JYLLANDS-POSTEN
Muhammad cartoon editor gets Norway prize
Jyllands-Posten editor Flemming Rose, who was behind the controversial 2005 publication of Prophet Muhammad cartoons, is being honoured by a Norwegian free speech group.
Published: 31 August 2015 10:47 CEST
Flemming Rose. Photo: Søren Bidstrup/Scanpix
Danish newspaper editor Flemming Rose will receive 100,000 Norwegian kroner (roughly 80,000 Danish kroner) from the free speech group Fritt Ord for his “steadfast defence of free speech” over the past decade.
Fritt Ord wrote in a press release Monday that Rose has consistently pushed forward the notion of free speech as a basic human right.
“On September 30, 2005 Jyllands-Posten published a page with 12 different cartoons, each of them caricatures of the prophet Muhammad. That was the start of one of the most important debates over freedom of expression in modern times. Ten years later, it is still not finished,” the group wrote.
Rose currently serves as Jyllands-Posten’s foreign editor but was the culture editor who commissioned the Muhammad cartoons. He was very vocal in the aftermath of January’s Charlie Hebdo attacks in January and has been a frequent presence in the international media speaking about threats against the freedom of speech.

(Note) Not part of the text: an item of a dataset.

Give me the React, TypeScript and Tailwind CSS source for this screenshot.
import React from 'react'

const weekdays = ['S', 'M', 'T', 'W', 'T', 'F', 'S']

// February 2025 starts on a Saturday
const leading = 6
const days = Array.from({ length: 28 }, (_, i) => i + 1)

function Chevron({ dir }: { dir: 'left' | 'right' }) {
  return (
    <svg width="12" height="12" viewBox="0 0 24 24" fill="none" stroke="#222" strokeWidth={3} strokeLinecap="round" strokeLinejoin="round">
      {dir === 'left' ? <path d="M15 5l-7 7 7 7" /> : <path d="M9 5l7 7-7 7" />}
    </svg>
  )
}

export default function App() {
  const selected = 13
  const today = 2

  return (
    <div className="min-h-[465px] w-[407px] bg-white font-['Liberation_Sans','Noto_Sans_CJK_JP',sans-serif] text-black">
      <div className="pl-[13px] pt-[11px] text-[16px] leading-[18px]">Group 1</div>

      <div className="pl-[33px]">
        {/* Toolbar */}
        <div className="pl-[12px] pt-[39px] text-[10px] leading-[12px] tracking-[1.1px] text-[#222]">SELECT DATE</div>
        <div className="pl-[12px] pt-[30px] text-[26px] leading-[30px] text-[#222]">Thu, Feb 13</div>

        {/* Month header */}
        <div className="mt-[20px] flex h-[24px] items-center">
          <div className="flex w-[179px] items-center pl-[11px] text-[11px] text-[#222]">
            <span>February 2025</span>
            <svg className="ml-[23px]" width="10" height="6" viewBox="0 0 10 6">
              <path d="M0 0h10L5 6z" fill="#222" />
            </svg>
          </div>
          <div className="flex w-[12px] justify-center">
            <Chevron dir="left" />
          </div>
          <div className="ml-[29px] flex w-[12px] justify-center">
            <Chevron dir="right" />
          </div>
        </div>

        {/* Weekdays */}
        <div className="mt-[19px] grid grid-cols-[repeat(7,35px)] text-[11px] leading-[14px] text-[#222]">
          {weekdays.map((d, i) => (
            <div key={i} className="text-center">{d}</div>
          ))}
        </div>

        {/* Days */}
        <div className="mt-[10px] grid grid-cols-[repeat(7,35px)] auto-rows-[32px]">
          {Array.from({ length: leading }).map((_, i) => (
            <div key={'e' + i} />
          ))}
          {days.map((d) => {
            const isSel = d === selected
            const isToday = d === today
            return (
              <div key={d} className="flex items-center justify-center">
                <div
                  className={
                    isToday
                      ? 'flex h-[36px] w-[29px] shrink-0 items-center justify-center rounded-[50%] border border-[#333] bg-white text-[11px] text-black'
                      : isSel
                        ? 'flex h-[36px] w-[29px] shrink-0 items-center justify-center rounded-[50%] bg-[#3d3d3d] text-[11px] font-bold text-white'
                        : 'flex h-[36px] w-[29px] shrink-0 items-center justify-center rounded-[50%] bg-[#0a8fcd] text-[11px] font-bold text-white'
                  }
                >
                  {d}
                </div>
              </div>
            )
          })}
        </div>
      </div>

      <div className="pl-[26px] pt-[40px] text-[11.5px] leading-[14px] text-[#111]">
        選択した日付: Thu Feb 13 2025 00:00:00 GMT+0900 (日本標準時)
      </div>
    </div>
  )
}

Both Jyllands-Posten and Rose personally have been under police protection since the Muhammad cartoons were published.
Rose will be honoured by Fritt Ord along with Norwegian journalist Vebjørn Selbekk, who as the editor-in-chief of Magazinet republished the Muhammad caricatures in 2006. Earlier this year, he released the book ‘Fyktens makt’ (The Power of Fear) about the publication’s effects on Norway.
Rose too is due to release a book looking back on the decade that followed the Jyllands-Posten cartoons. That book,' Hymne til friheden' (Hymns to Freedom), comes out in September. Rose also wrote the book ‘The Tyranny of Silence’, which detailed his reasoning for publishing the cartoons.
Rose and Selbekk will receive their prize sometime in September, Fritt Ord said.
Rose was also unsuccessfully nominated for the Nobel Peace Prize earlier this year by a Norwegian MP. The Danish press club awarded him its annual Publicistpris for “being a strong and central actor in the international debate about freedom of speech.”